Wednesday, August 26, 2009
I have been privileged to know a few people who share doll collecting and creativity in the my passion for dolls, among them is Noel Cruz. We find our commonality in this craft, aside from us being both Filipino. It was Noel who encouraged me to pursue this little passion -- my determination to make the Tonner doll look like Vivien Leigh (at least in my eyes). I would send him pictures of my repaints and he would make comments about them -- generously -- like a master to his student. I know I may never be a Noel Cruz, but what he has shared is one of the greatest treasures I have found in life. The long hours of practice, the grumble everytime I didn't make it right, the symmetry, etc. They were all part of the journey. I am still a practicing student, hoping one day to create my own style but having the realistic impact I desire for doll repaints. I wish I had more time though. Advertising can eat up so much of my time.
Noel gave me my first brushes which I still keep and somehow refuse to use extensively. Each one of them is signed by him -- at least, if I can't afford a repainted doll, I have something of Noel Cruz's which I feel are equally priceless.

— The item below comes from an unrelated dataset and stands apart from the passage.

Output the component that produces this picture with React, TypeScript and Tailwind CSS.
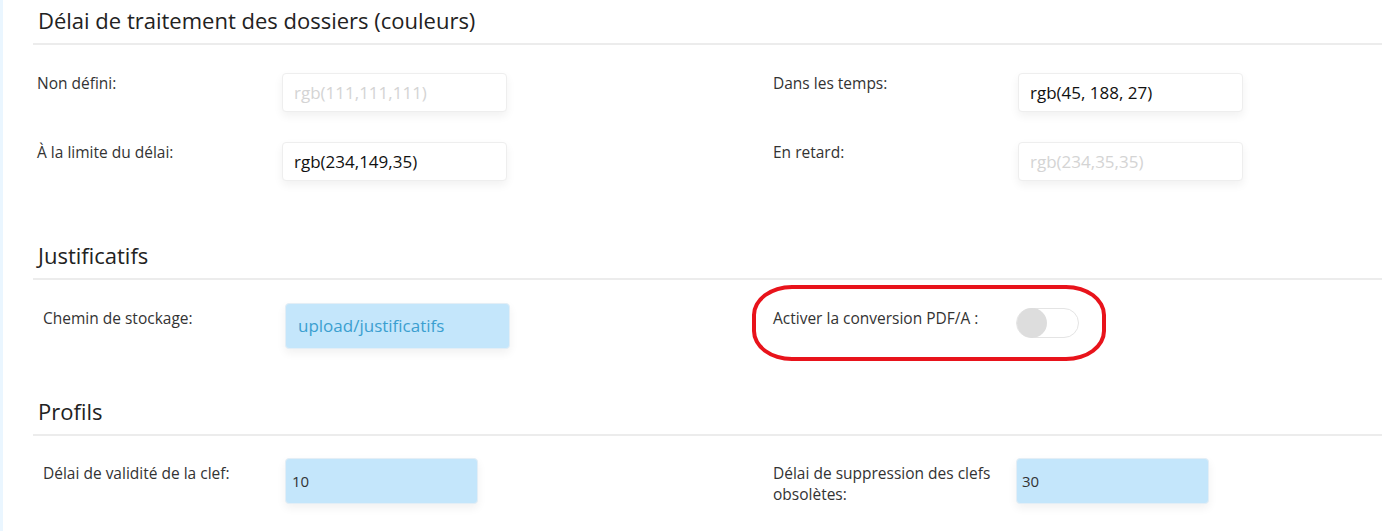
import React from "react";

const font = { fontFamily: '"Open Sans", "Liberation Sans", sans-serif' };

function Heading({ title }: { title: string }) {
  return (
    <div className="border-b-2 border-[#ececec] px-[5px] pb-[9px] pt-[6px]">
      <h2 className="text-[22px] leading-[28px] text-[#222]">{title}</h2>
    </div>
  );
}

function ColorInput({ value, placeholder }: { value?: string; placeholder?: string }) {
  return (
    <input
      readOnly
      value={value ?? ""}
      placeholder={placeholder}
      className="h-[39px] w-[225px] rounded-[4px] border border-[#eeeeee] bg-white px-[11px] text-[17px] text-[#111] shadow-[0_4px_10px_rgba(0,0,0,0.06)] outline-none placeholder:text-[#d4d4d4]"
      style={font}
    />
  );
}

function BlueInput({ value, width, className }: { value: string; width: string; className?: string }) {
  return (
    <div
      className={`flex h-[46px] ${width} items-center rounded-[4px] border border-[#e3eef6] bg-[#c4e6fb] shadow-[0_4px_10px_rgba(0,0,0,0.06)] ${className ?? ""}`}
    >
      {value}
    </div>
  );
}

export default function App() {
  return (
    <div className="relative h-[531px] w-full overflow-hidden border-l-[3px] border-[#eaf6ff] bg-white" style={font}>
      <div className="pl-[30px]">
        {/* Délai de traitement */}
        <Heading title="Délai de traitement des dossiers (couleurs)" />
        <div className="flex flex-col gap-[30px] pt-[28px] text-[15.5px] text-[#333]">
          <div className="flex">
            <div className="flex w-[740px] items-start pl-[4px]">
              <span className="w-[245px] leading-[20px]">Non défini:</span>
              <ColorInput placeholder="rgb(111,111,111)" />
            </div>
            <div className="flex items-start">
              <span className="w-[245px] leading-[20px]">Dans les temps:</span>
              <ColorInput value="rgb(45, 188, 27)" />
            </div>
          </div>
          <div className="flex">
            <div className="flex w-[740px] items-start pl-[4px]">
              <span className="w-[245px] leading-[20px]">À la limite du délai:</span>
              <ColorInput value="rgb(234,149,35)" />
            </div>
            <div className="flex items-start">
              <span className="w-[245px] leading-[20px]">En retard:</span>
              <ColorInput placeholder="rgb(234,35,35)" />
            </div>
          </div>
        </div>

        {/* Justificatifs */}
        <div className="mt-[54px]">
          <Heading title="Justificatifs" />
        </div>
        <div className="flex pt-[23px] text-[15.5px] text-[#333]">
          <div className="flex w-[740px] items-start pl-[10px]">
            <span className="w-[242px] pt-[5px] leading-[20px]">Chemin de stockage:</span>
            <BlueInput value="upload/justificatifs" width="w-[225px]" className="px-[12px] text-[17px] text-[#3b9fd0]" />
          </div>
          <div className="flex items-start">
            <span className="w-[243px] pt-[5px] leading-[20px]">Activer la conversion PDF/A :</span>
            <div className="mt-[5px] flex h-[30px] w-[63px] items-center rounded-full border border-[#e4e4e4] bg-white">
              <div className="h-[30px] w-[30px] rounded-full bg-[#dddddd]" />
            </div>
          </div>
        </div>

        {/* Profils */}
        <div className="mt-[42px]">
          <Heading title="Profils" />
        </div>
        <div className="flex pt-[22px] text-[15.5px] text-[#333]">
          <div className="flex w-[740px] items-start pl-[10px]">
            <span className="w-[242px] pt-[5px] leading-[21px]">Délai de validité de la clef:</span>
            <BlueInput value="10" width="w-[193px]" className="px-[6px] text-[15px] text-[#333]" />
          </div>
          <div className="flex items-start">
            <span className="w-[243px] pr-[14px] pt-[5px] leading-[21px]">Délai de suppression des clefs obsolètes:</span>
            <BlueInput value="30" width="w-[193px]" className="px-[5px] text-[15px] text-[#333]" />
          </div>
        </div>
      </div>

      {/* annotation */}
      <div className="pointer-events-none absolute left-[749px] top-[285px] h-[76px] w-[354px] rounded-[40px/30px] border-[4px] border-[#e8131b]" />
    </div>
  );
}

Noel was happy to have been part of Hollywood Ahoy. I believe the organizers of Hollywood Ahoy was lucky to have had him too. I take this little opportunity to share with all of you what Noel has shared with me: a photo of his Hollywood Ahoy Joan Crawford auction doll which went to his friend Suzanne. Lucky lady she is!
Thank you Noel for sharing this. = )
SHARING THIS BLOG
And since I've mentioned Noel, I also share this with all of you and the rest of my friends who share their passion for dolls or whatever: To Eric Caron whose miniatures are amazing! To Isabelle of Isabelle Repaints who takes time too to share her work with me, to the beautiful Nikki, to Margaret Wallace who at 75 still lives with vibrance and love for life, to Alana Bennett who never fails to bring creative vision to life, and to Margaret Thackston, my friend who makes me always smile with her passion for dolls. And to the little group that follows this blog. I know its not much of a blog I know. But it's my little world that makes me feel happy and makes me love life a little more than I do.
Posted by Raphael at 4:53 AM
Saturday, August 1, 2009
The recent release of Tonner's 2009 GWTW line likewise released a big query in the minds of GWTW doll collectors: WHY?
The big question mark hanging over the heads of Scarlett doll-lovers was directed towards two Scarlett dolls dressed in ballerina versions of the "white prayer dress" (from the opening of the film) and the famous "drapery" dress.
I am not much a follower of ballet. And while I do understand that there are people who love this art, it seems uncanny that the link between ballet and GWTW be made. Up until now, I still have no explanation why this was pursued. Does Tonner do ballet versions of every franchise they have? Not really. But because of this, we don't know what else can happen with the other lines:
Twilight Edward and Bella in ballet costumes?
However one pleasant surprise (in my opinion) was the introduction of Atlanta's woman whose notoriety competes with that of Scarlett's -- Belle Watling. Belle Watling has a plus size form and a beautiful gown with a cut that flatters her voluptuous figure. Her hairstyle seems accurate as her expression. She is not Ona Munson in likeness, but she surely captures the Ona Munson aura.
And for that she seems like an interesting buy -- Funny too that the doll is said to have a little "bell" on her forehead as an accessory: a bell for Belle.
On that note, I was also happy to have seen Disney's Belle now made into a regular size version 15-16-17" (not sure), and with a much better factory paint than the 22" doll (How does one play with a 22" inch doll or even display that size as big as a vase?).
I have always liked the Disney Belle gown, and this one might be another thing to plan for if one is going to go doll-crazy again. The factory paint on this doll so beautifully captures the animated character's look.
Capturing another beauty's look is the Ava Gardner doll. My only gripe is that I wish they really did costumes from her films or from some press photos -- but that would mean another franchise to either designer or movie. Nevertheless she is magnificent -- much more, in my opinion, than Joan Crawford and Bette Davis (who was really never a style icon for me so the doll in different fashions was not so coherent -- for me).